"Seiring perubahan realitas, fleksibilitas norma agama yang bertentangan dengan norma agama universal juga harus berubah untuk mencerminkan keadaan kehidupan yang terus berubah di bumi," ujarnya.
Ia menambahkan, Hal ini sebenarnya dimulai pada awal abad Islam yakni pada saat berbagai aliran hukum Islam (mazhab) muncul dan berkembang. Selama lima abad terakhir, praktik ijtihad atau penalaran hukum independen, yang digunakan untuk menciptakan norma-norma agama baru pada umumnya telah berakhir di seluruh dunia Muslim Sunni. Maka ketika Muslim kontemporer mencari bimbingan agama, sumber referensinya adalah yurisprudensi atau produk abad pertengahan.

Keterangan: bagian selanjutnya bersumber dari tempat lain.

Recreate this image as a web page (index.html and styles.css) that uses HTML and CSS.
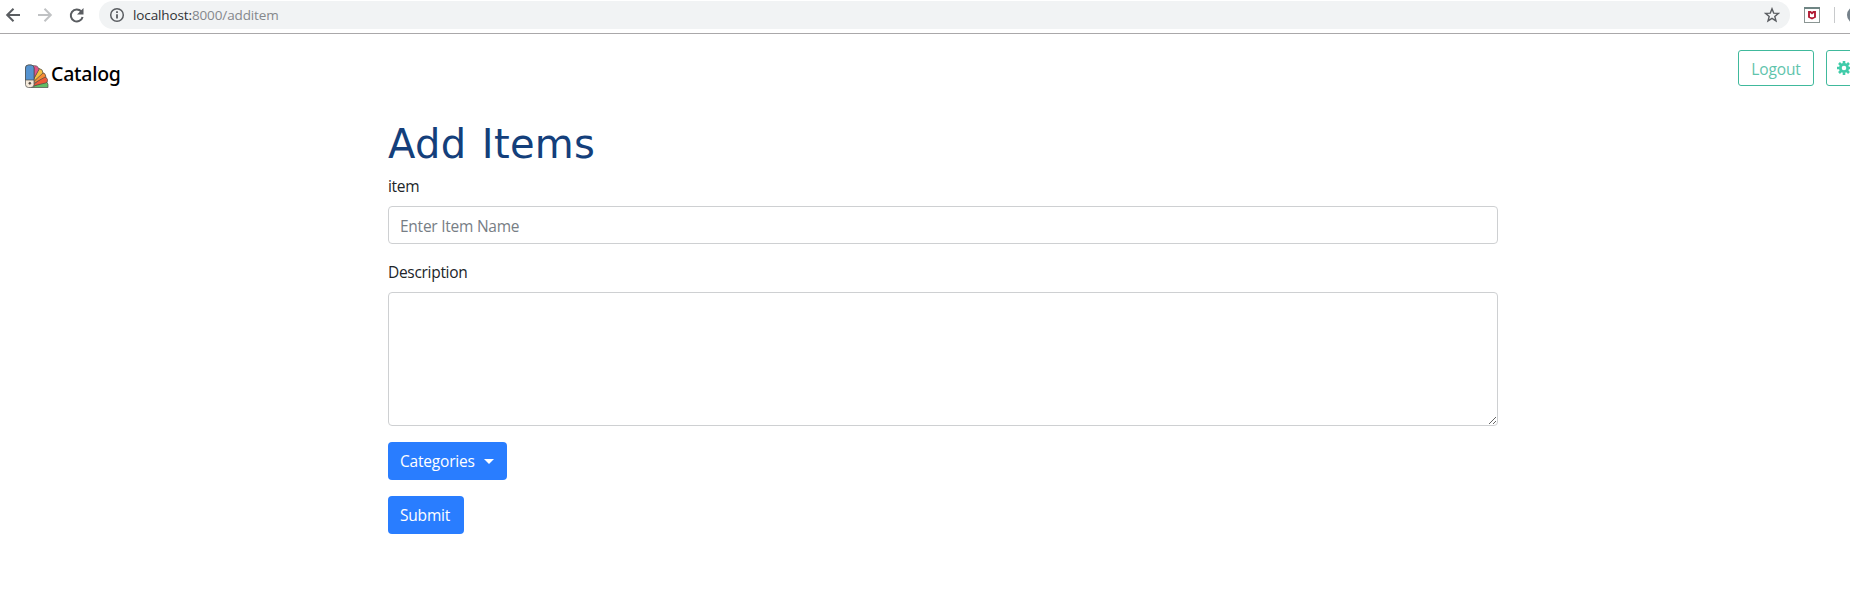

"Di tengah perubahan yang demikian pesat, dunia membutuhkan sebuah ortodoksi atau fikih Islam alternatif, yang akan dirangkul dan diikuti oleh sebagian besar umat Islam di dunia," jelas Menag.
Ia mengatakan, alasan ketiga tentang pentingnya rekontekstualisasi fikih adalah dakwah Islam harus dijalankan dengan tetap memelihara harmoni masyarakat secara keseluruhan. Keempat, walaupun tidak menjadikan non-Muslim berpindah (identitas) agama menjadi Muslim, diadopsinya nilai-nilai substansial Islam sebagai nilai-nilai yang operasional dalam masyarakat adalah capaian dakwah yang amat tinggi harganya.
"Jika Islam mampu memberdayakan nilai-nilai dasarnya untuk dikontribusikan dalam pergulatan menyempurnakan tata dunia, itulah capaian raksasa yang dicita-citakan oleh Rasulullah Muhammad Shallallahu Alaihi Wasallam," kata Menag.